What to Serve with Chicken al Pastor
Here are just a few of my favorite toppings to add to chicken al pastor tacos! When I’m entertaining friends at parties, I like to offer all of these different toppings as a taco bar so everyone can assemble their own perfect chicken taco.
- Avocado slices
- Chopped red onion
- Quick Pickled Red Onions
- Sliced jalapeno
- Salsa
- Pico de Gallo
- Sour cream
- Lime juice
- Cojita cheese
- Cilantro
How to Store Leftovers
Let your leftover chicken al pastor fully cool to room temperature and transfer to an airtight container. For the best results, I do not recommend storing assembled tacos! The toppings and tortillas will go limp if not enjoyed when assembled.
Just store the pineapple and chicken for later. Once cooled to room temperature, the cooked pineapple and chicken will stay fresh in an airtight container in the fridge for about 3-4 days. I recommend using the air fryer or oven to reheat.
More of the very best taco recipes!
- The Best Birria Tacos
- Chorizo Tacos
- Big Mac Smash Tacos
- Carne Asada Tacos
- Tacos al Pastor
- The Best Taco Meat
For more easy Mexican inspired recipes, follow us on Instagram and Facebook!
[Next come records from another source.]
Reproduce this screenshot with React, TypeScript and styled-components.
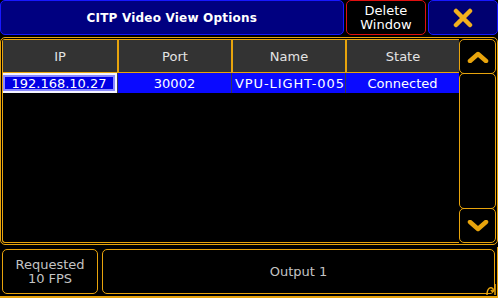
import React from 'react';
import styled, { createGlobalStyle } from 'styled-components';

const GlobalStyle = createGlobalStyle`
  html, body {
    margin: 0;
    padding: 0;
    background: #000;
  }
  body {
    font-family: "DejaVu Sans", "Liberation Sans", sans-serif;
  }
`;

const ORANGE = '#e8a40c';

const Screen = styled.div`
  width: 498px;
  height: 298px;
  background: #000;
  display: flex;
  flex-direction: column;
  gap: 2px;
  overflow: hidden;
`;

const TopBar = styled.div`
  display: flex;
  gap: 2px;
  height: 35px;
`;

const Title = styled.div`
  width: 345px;
  box-sizing: border-box;
  background: #000080;
  border: 1px solid #1818ff;
  border-radius: 5px;
  color: #fff;
  font-weight: bold;
  font-size: 12px;
  letter-spacing: 0.2px;
  display: flex;
  align-items: center;
  justify-content: center;
`;

const TopButton = styled.div<{ $border: string; $bg: string; $width: number }>`
  width: ${({ $width }) => $width}px;
  box-sizing: border-box;
  background: ${({ $bg }) => $bg};
  border: 1px solid ${({ $border }) => $border};
  border-radius: 5px;
  color: #fff;
  font-size: 13px;
  line-height: 14px;
  text-align: center;
  display: flex;
  align-items: center;
  justify-content: center;
`;

const MainPanel = styled.div`
  height: 208px;
  box-sizing: border-box;
  border: 1px solid ${ORANGE};
  border-radius: 5px;
  padding: 1px;
  display: flex;
`;

const TableArea = styled.div`
  flex: 1;
  border: 1px solid ${ORANGE};
  border-right: none;
  border-radius: 3px 0 0 3px;
  display: flex;
  flex-direction: column;
`;

const HeaderRow = styled.div`
  display: grid;
  grid-template-columns: repeat(4, 1fr);
  height: 32px;
  background: #333;
  border-bottom: 1px solid ${ORANGE};
`;

const HeaderCell = styled.div`
  color: #e4e4e4;
  font-size: 13px;
  display: flex;
  align-items: center;
  justify-content: center;
  border-left: 2px solid ${ORANGE};
  &:first-child {
    border-left: none;
  }
`;

const DataRow = styled.div`
  display: grid;
  grid-template-columns: repeat(4, 1fr);
  height: 20px;
  background: #0a0aff;
`;

const DataCell = styled.div<{ $selected?: boolean }>`
  color: #fff;
  font-size: 13px;
  display: flex;
  align-items: center;
  justify-content: center;
  white-space: nowrap;
  overflow: hidden;
  box-sizing: border-box;
  border-left: 1px solid #3a3a50;
  &:first-child {
    border-left: none;
  }
  ${({ $selected }) =>
    $selected &&
    `
    border: 2px solid #f4f4ff;
    box-shadow: inset 0 0 0 2px #8888ff;
    background: #0000e4;
  `}
`;

const ClipCell = styled(DataCell)`
  justify-content: flex-start;
  padding-left: 3px;
  letter-spacing: 0.9px;
`;

const ScrollColumn = styled.div`
  width: 37px;
  display: flex;
  flex-direction: column;
`;

const ScrollButton = styled.div<{ $grow?: boolean }>`
  box-sizing: border-box;
  border: 1px solid ${ORANGE};
  border-radius: 5px;
  height: ${({ $grow }) => ($grow ? 'auto' : '35px')};
  flex: ${({ $grow }) => ($grow ? 1 : 'none')};
  display: flex;
  align-items: center;
  justify-content: center;
  margin-top: -1px;
  &:first-child {
    margin-top: 0;
  }
`;

const BottomBar = styled.div`
  flex: 1;
  display: flex;
  gap: 4px;
  padding: 2px 2px 2px 2px;
  border-bottom: 2px solid ${ORANGE};
  border-right: 1px solid ${ORANGE};
  box-sizing: border-box;
  position: relative;
`;

const BottomButton = styled.div<{ $width?: number }>`
  box-sizing: border-box;
  width: ${({ $width }) => ($width ? `${$width}px` : 'auto')};
  flex: ${({ $width }) => ($width ? 'none' : 1)};
  border: 1px solid ${ORANGE};
  border-radius: 5px;
  color: #c4c4c4;
  font-size: 13px;
  line-height: 14px;
  text-align: center;
  display: flex;
  align-items: center;
  justify-content: center;
`;

const Curl = styled.svg`
  position: absolute;
  right: 0;
  bottom: 0;
`;

const Chevron: React.FC<{ up?: boolean }> = ({ up }) => (
  <svg width="22" height="12" viewBox="0 0 22 12">
    <path
      d={up ? 'M3 10 L11 3 L19 10' : 'M3 2 L11 9 L19 2'}
      fill="none"
      stroke={ORANGE}
      strokeWidth="4.5"
      strokeLinecap="round"
      strokeLinejoin="round"
    />
  </svg>
);

export default function App() {
  return (
    <>
      <GlobalStyle />
      <Screen>
        <TopBar>
          <Title>CITP Video View Options</Title>
          <TopButton $border="#e01010" $bg="#000" $width={81}>
            Delete
            <br />
            Window
          </TopButton>
          <TopButton $border="#1818ff" $bg="#000070" $width={70}>
            <svg width="22" height="20" viewBox="0 0 22 20">
              <path
                d="M4 3 L18 17 M18 3 L4 17"
                stroke="#f2b01e"
                strokeWidth="4.5"
                strokeLinecap="round"
              />
            </svg>
          </TopButton>
        </TopBar>
        <MainPanel>
          <TableArea>
            <HeaderRow>
              <HeaderCell>IP</HeaderCell>
              <HeaderCell>Port</HeaderCell>
              <HeaderCell>Name</HeaderCell>
              <HeaderCell>State</HeaderCell>
            </HeaderRow>
            <DataRow>
              <DataCell $selected>192.168.10.27</DataCell>
              <DataCell>30002</DataCell>
              <ClipCell>VPU-LIGHT-0059</ClipCell>
              <DataCell>Connected</DataCell>
            </DataRow>
          </TableArea>
          <ScrollColumn>
            <ScrollButton>
              <Chevron up />
            </ScrollButton>
            <ScrollButton $grow />
            <ScrollButton>
              <Chevron />
            </ScrollButton>
          </ScrollColumn>
        </MainPanel>
        <BottomBar>
          <BottomButton $width={96}>
            Requested
            <br />
            10 FPS
          </BottomButton>
          <BottomButton>Output 1</BottomButton>
          <Curl width="12" height="14" viewBox="0 0 12 14">
            <path
              d="M2 13 C2 6 6 4 8 7 C9 9 7 10 6 8 M10 13 L10 2"
              fill="none"
              stroke={ORANGE}
              strokeWidth="1.5"
            />
          </Curl>
        </BottomBar>
      </Screen>
    </>
  );
}
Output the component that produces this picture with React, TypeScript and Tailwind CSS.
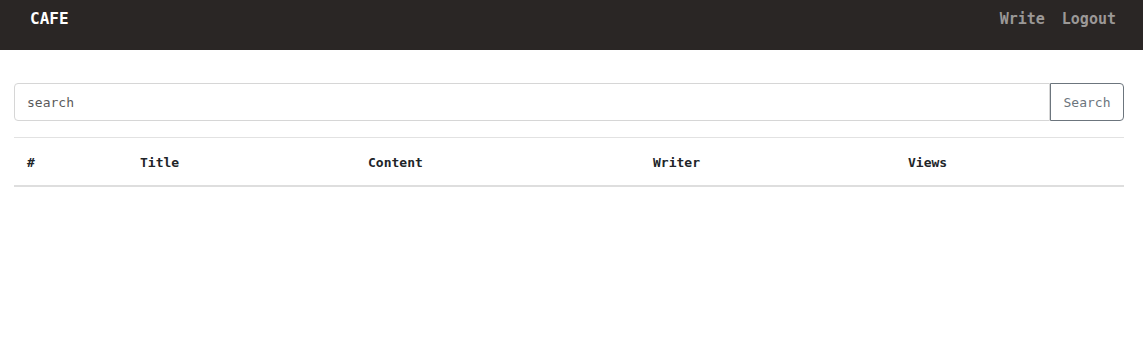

Get the Recipe: Chicken Al Pastor Recipe
Ingredients
- 2 pounds boneless skinless chicken thighs
For the Marinade
- 2 dried guajillo chiles, seeded and stemmed
- 2 tablespoons achiote paste
- 1 chipotle chili in adobo sauce
- 1 tablespoon adobo sauce
- 1 onion, peeled and roughly chopped
- 1/4 cup orange juice
- 1/2 cup pineapple juice
- 2 tablespoons apple cider vinegar
- 2 tablespoons olive oil
- 5 garlic cloves
- 3 tablespoons chopped cilantro
- 1 tablespoon ground cumin
- 1 tablespoon brown sugar
- 1 tablespoon chopped fresh oregano, or 1/2 tablespoon dried oregano
- 1/2 teaspoon kosher salt
- 1/4 teaspoon ground cayenne
For the Tacos:
- Corn tortillas
- Avocado slices
- Chopped red onion
- Sliced jalapeno
- Salsa
- Pico de Gallo
- Sour cream
- Lime juice
- Cojita cheese
Equipment
- 1 sheet pan
Instructions
- Pat the chicken dry with a paper towel and transfer to a zip top bag.
- Make the marinade.
- Add the guajillo chiles to a bowl and cover with boiling water. Soak the chiles for 3-5 minutes or until softened. Remove and add the chile to a blender.
- Add the remaining marinade ingredients to the blender and blend until smooth.
- Pour 3/4 of the marinade in the bag with the chicken and seal pressing out as much air as possible. Transfer to the refrigerator and marinade for 4-24 hours. Store the remaining sauce in an airtight container.
- Preheat ove to 400˚F.
- Line a baking sheet with aluminum foil and coat with cooking spray.
- Arrange the chicken on the baking sheet with the pineapple chunks and brush with the remaining marinade.
- Bake in the oven for 10 minutes. Flip the chicken and pineapple over, brush with the remaining marinade and bake until the chicken is cooked through and registers 160˚F on a thermometer.
- Turn the oven to broil and broil for 3-5 minutes until caramelized and crispy. Flip and broil on the opposite side for an additional 3-4 minutes.
- While the chicken is roasting, toast the tortillas in a skillet or over a gas stovetop to char slightly.
- Remove the chicken from the oven and roughly chop the chicken and pineapple.
- Assemble the tacos with your desired toppings and serve immediately.